Happy Birthday, Billy Collins, born 22 March 1941.
Seven Quotes
- The mind can be trained to relieve itself on paper.
- You come by your style by learning what to leave out. At first you tend to overwrite—embellishment instead of insight. You either continue to write puerile bilge, or you change. In the process of simplifying oneself, one often discovers the thing called voice.
- High School is the place where poetry goes to die.
- A sentence starts out like a lone traveller heading into a blizzard at midnight, tilting into the wind, one arm shielding his face, the tails of his thin coat flapping behind him.
- Poetry is my cheap means of transportation. By the end of the poem the reader should be in a different place from where he started. I would like him to be slightly disoriented at the end, like I drove him outside of town at night and dropped him off in a cornfield.
- The first line is the DNA of the poem; the rest of the poem is constructed out of that first line. A lot of it has to do with tone because tone is the key signature for the poem.
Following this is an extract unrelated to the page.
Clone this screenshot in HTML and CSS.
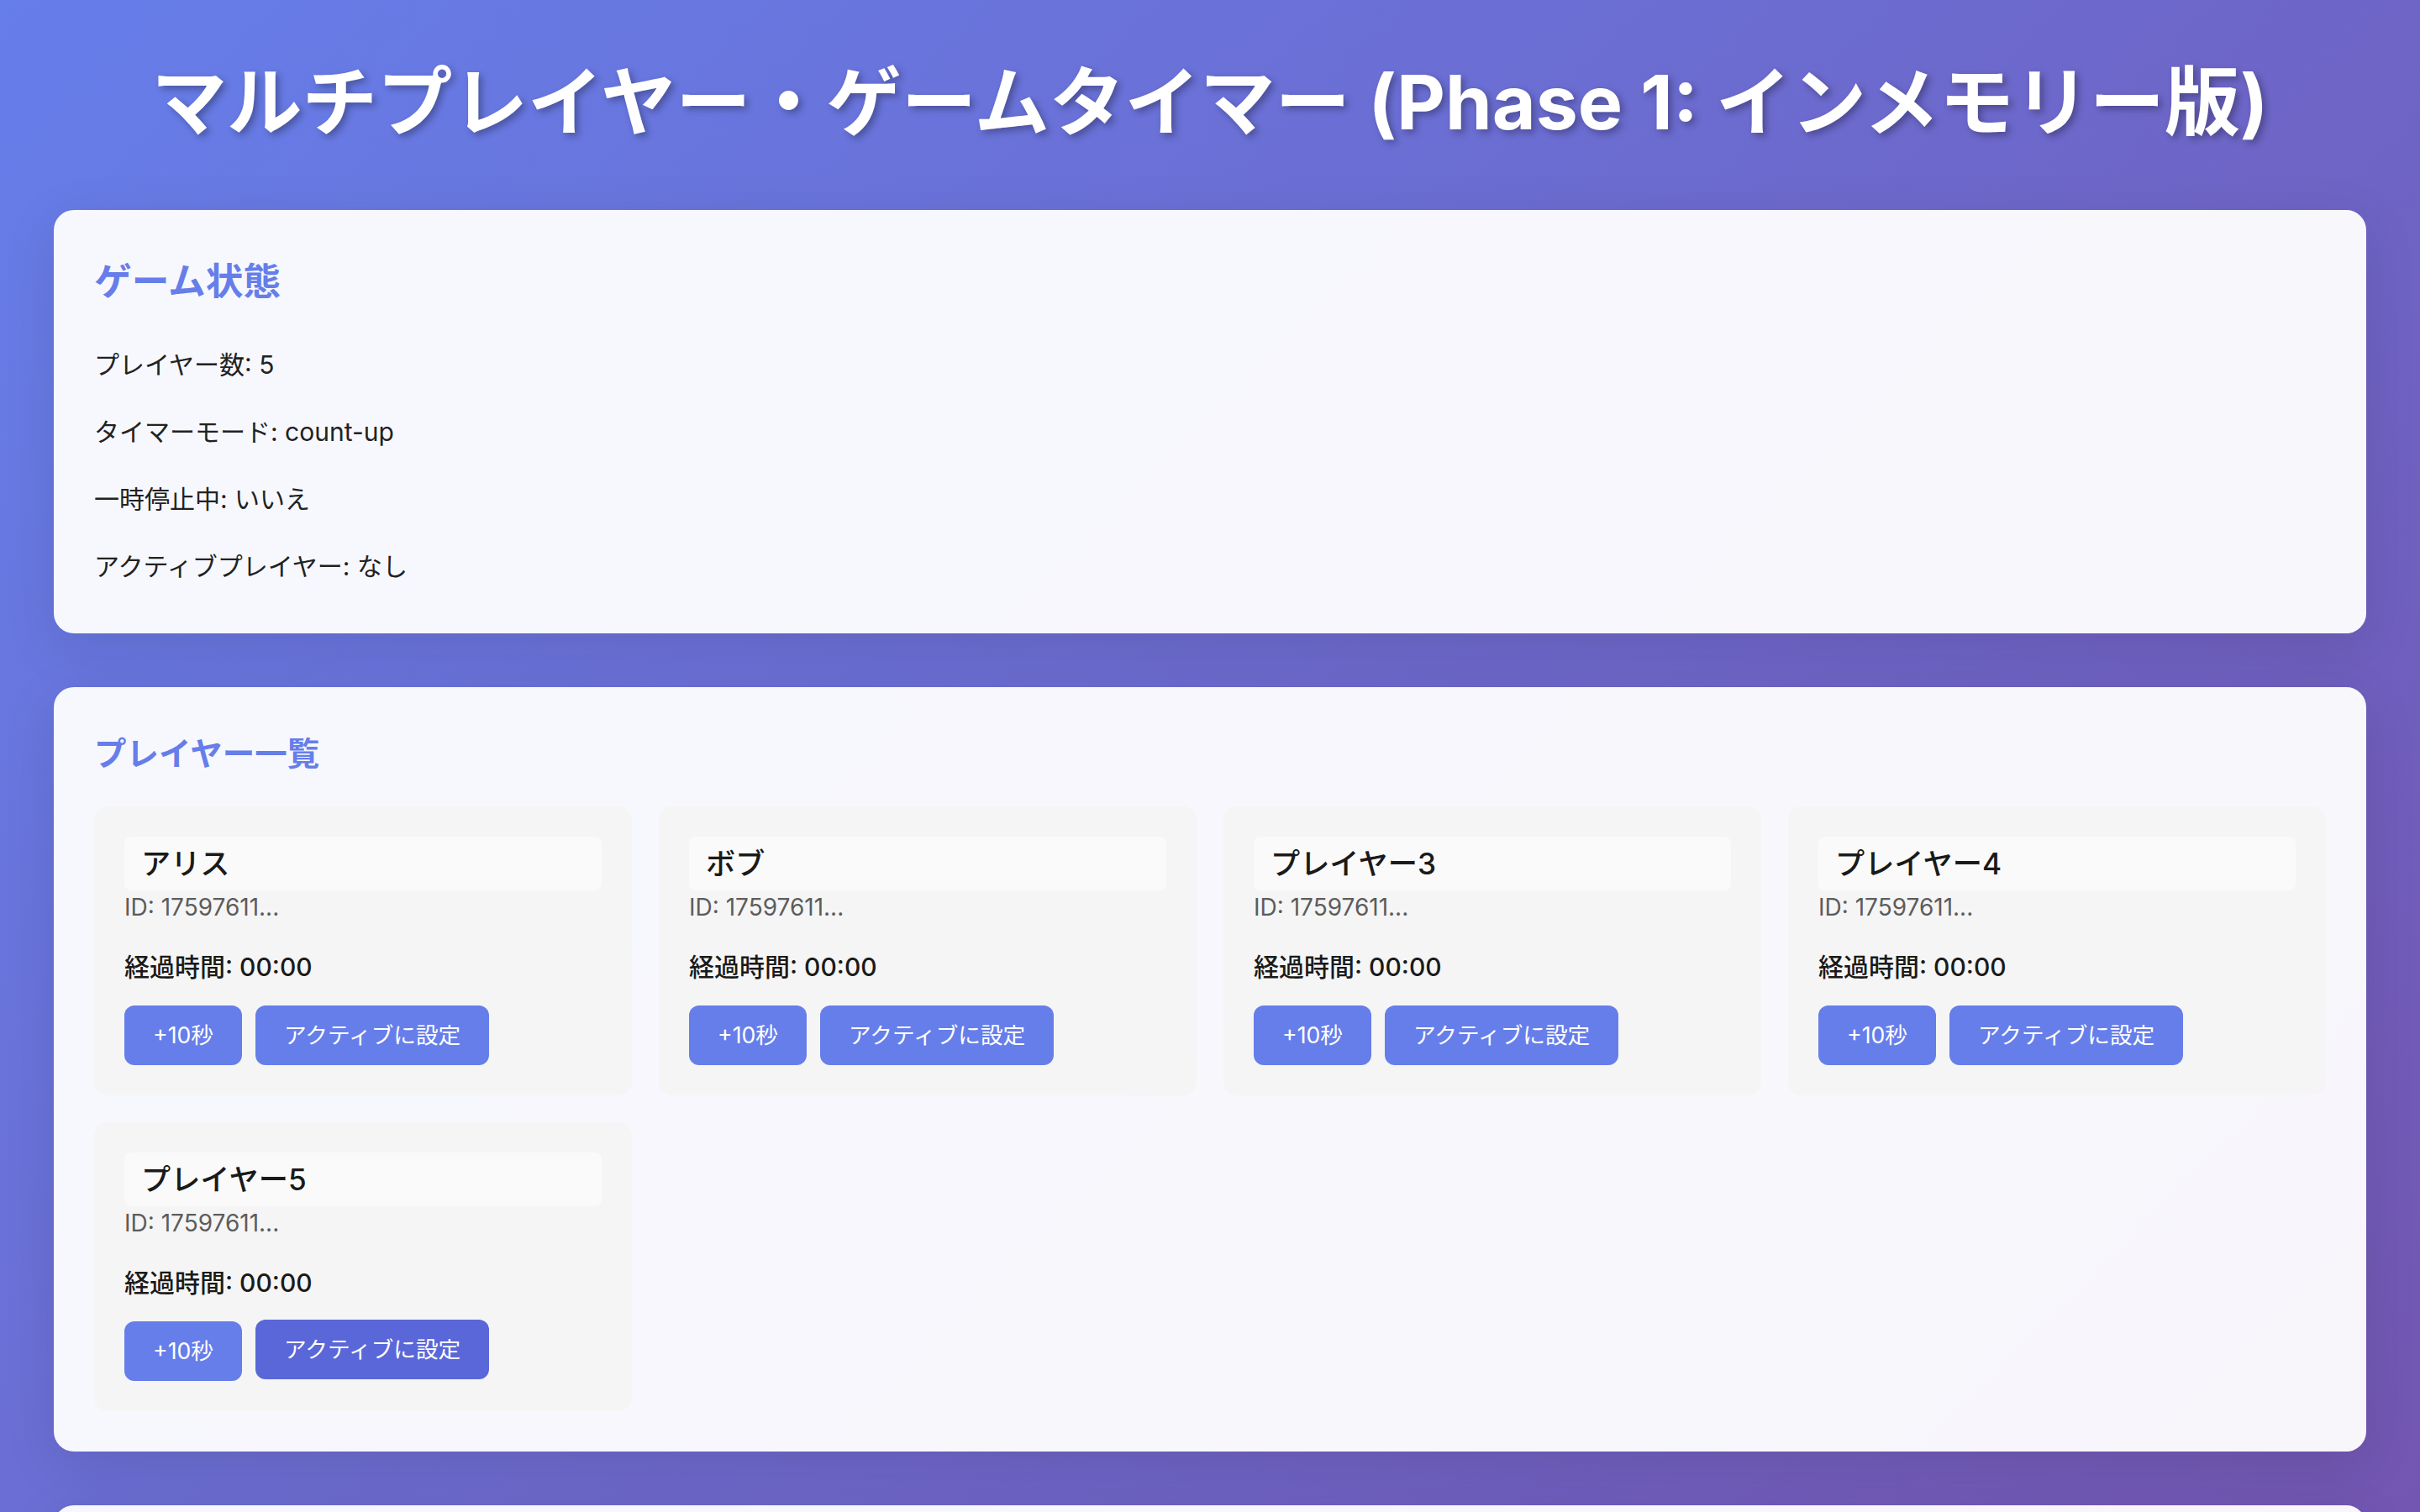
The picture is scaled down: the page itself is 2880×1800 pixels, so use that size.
FILE: index.html
```html
<!DOCTYPE html>
<html lang="ja">
<head>
<meta charset="utf-8">
<title>マルチプレイヤー・ゲームタイマー</title>
<link rel="stylesheet" href="styles.css">
</head>
<body>
<div class="app">
  <h1 class="title">マルチプレイヤー・ゲームタイマー (Phase 1: インメモリー版)</h1>

  <section class="card status">
    <h2 class="card-title">ゲーム状態</h2>
    <p>プレイヤー数: 5</p>
    <p>タイマーモード: count-up</p>
    <p>一時停止中: いいえ</p>
    <p>アクティブプレイヤー: なし</p>
  </section>

  <section class="card">
    <h3 class="card-subtitle">プレイヤー一覧</h3>
    <div class="players">
      <div class="player">
        <input class="player-name" type="text" value="アリス">
        <div class="player-id">ID: 17597611...</div>
        <div class="player-time">経過時間: 00:00</div>
        <div class="player-actions">
          <button class="btn">+10秒</button>
          <button class="btn">アクティブに設定</button>
        </div>
      </div>
      <div class="player">
        <input class="player-name" type="text" value="ボブ">
        <div class="player-id">ID: 17597611...</div>
        <div class="player-time">経過時間: 00:00</div>
        <div class="player-actions">
          <button class="btn">+10秒</button>
          <button class="btn">アクティブに設定</button>
        </div>
      </div>
      <div class="player">
        <input class="player-name" type="text" value="プレイヤー3">
        <div class="player-id">ID: 17597611...</div>
        <div class="player-time">経過時間: 00:00</div>
        <div class="player-actions">
          <button class="btn">+10秒</button>
          <button class="btn">アクティブに設定</button>
        </div>
      </div>
      <div class="player">
        <input class="player-name" type="text" value="プレイヤー4">
        <div class="player-id">ID: 17597611...</div>
        <div class="player-time">経過時間: 00:00</div>
        <div class="player-actions">
          <button class="btn">+10秒</button>
          <button class="btn">アクティブに設定</button>
        </div>
      </div>
      <div class="player">
        <input class="player-name" type="text" value="プレイヤー5">
        <div class="player-id">ID: 17597611...</div>
        <div class="player-time">経過時間: 00:00</div>
        <div class="player-actions">
          <button class="btn">+10秒</button>
          <button class="btn btn-hover">アクティブに設定</button>
        </div>
      </div>
    </div>
  </section>

  <section class="card controls">
    <h3 class="card-subtitle">ゲーム操作</h3>
    <div class="player-actions">
      <button class="btn">プレイヤー追加</button>
      <button class="btn">プレイヤー削除</button>
      <button class="btn">一時停止</button>
      <button class="btn">リセット</button>
      <button class="btn">モード切替</button>
    </div>
  </section>

  <section class="card debug">
    <h3 class="card-subtitle">デバッグ情報</h3>
    <pre class="debug-json">{
  "players": [
    { "id": "1759761100001", "name": "アリス", "elapsedTimeSeconds": 0 },
    { "id": "1759761100002", "name": "ボブ", "elapsedTimeSeconds": 0 },
    { "id": "1759761100003", "name": "プレイヤー3", "elapsedTimeSeconds": 0 },
    { "id": "1759761100004", "name": "プレイヤー4", "elapsedTimeSeconds": 0 },
    { "id": "1759761100005", "name": "プレイヤー5", "elapsedTimeSeconds": 0 }
  ],
  "activePlayerId": null,
  "isPaused": false,
  "timerMode": "count-up",
  "createdAt": "2025-10-06T14:38:20.000Z",
  "lastUpdatedAt": "2025-10-06T14:38:20.000Z"
}</pre>
  </section>
</div>
</body>
</html>
```

FILE: styles.css
```css
html, body {
  margin: 0;
  padding: 0;
}

body {
  font-family: "Inter", "Noto Sans CJK JP", sans-serif;
  font-size: 30px;
  line-height: 1.5;
  color: #222;
  background: linear-gradient(135deg, #667eea 0%, #764ba2 100%);
  min-height: 100vh;
}

.app {
  padding: 0 64px 64px;
}

.title {
  margin: 69px 0 75px;
  font-size: 89.5px;
  line-height: 106px;
  font-weight: 700;
  color: #ffffff;
  text-align: center;
  text-shadow: 4px 4px 8px rgba(0, 0, 0, 0.3);
}

.card {
  background: rgba(255, 255, 255, 0.95);
  border-radius: 24px;
  padding: 51px 48px 48px;
  margin-bottom: 64px;
  box-shadow: 0 16px 64px rgba(0, 0, 0, 0.1);
}

.status {
  padding-top: 52px;
}

.card-title {
  margin: 0 0 42px;
  font-size: 44.7px;
  line-height: 66px;
  font-weight: 700;
  color: #667eea;
}

.card-subtitle {
  margin: 0 0 35px;
  font-size: 38.5px;
  line-height: 56px;
  font-weight: 700;
  color: #667eea;
}

.status p {
  margin: 32px 0;
  line-height: 48px;
}

.status p:last-child {
  margin-bottom: 8px;
}

.players {
  display: grid;
  grid-template-columns: repeat(4, 1fr);
  gap: 32px;
}

.player {
  background: #f5f5f5;
  border-radius: 16px;
  padding: 36px;
}

.player-name {
  display: block;
  width: 100%;
  box-sizing: border-box;
  padding: 12px 20px;
  border: none;
  border-radius: 8px;
  background: #fafafa;
  font-family: "Inter", "Noto Sans CJK JP", sans-serif;
  font-size: 35.2px;
  line-height: 40px;
  font-weight: 500;
  color: #1a1a1a;
  outline: none;
}

.player-id {
  font-size: 28px;
  line-height: 40px;
  color: #5c5c5c;
}

.player-time {
  margin: 27px 0 22px;
  font-size: 30px;
  line-height: 48px;
  font-weight: 500;
  color: #1a1a1a;
}

.player-actions {
  display: flex;
  flex-wrap: wrap;
  gap: 16px;
}

.btn {
  padding: 16px 34px;
  border: none;
  border-radius: 12px;
  background: #667eea;
  color: #ffffff;
  font-family: "Inter", "Noto Sans CJK JP", sans-serif;
  font-size: 26.67px;
  line-height: 39px;
  cursor: pointer;
}

.btn-hover {
  background: #5a67d8;
  transform: translateY(-2px);
}

.debug-json {
  margin: 0;
  padding: 32px;
  background: #f5f5f5;
  border-radius: 16px;
  font-family: "Liberation Mono", monospace;
  font-size: 26px;
  line-height: 40px;
  color: #333;
  min-height: 480px;
}
```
The basis of trust for a reader used to be meter and end-rhyme.
- A motto I’ve adopted is, if at first you don’t succeed, hide all evidence that you ever tried.
Must-read: Billy Collins’s 6 Elements Of A Poem
Billy Collins is an American poet, appointed as Poet Laureate of the United States from 2001 to 2003. He is the author of Sailing Alone Around the Room: New and Selected Poems.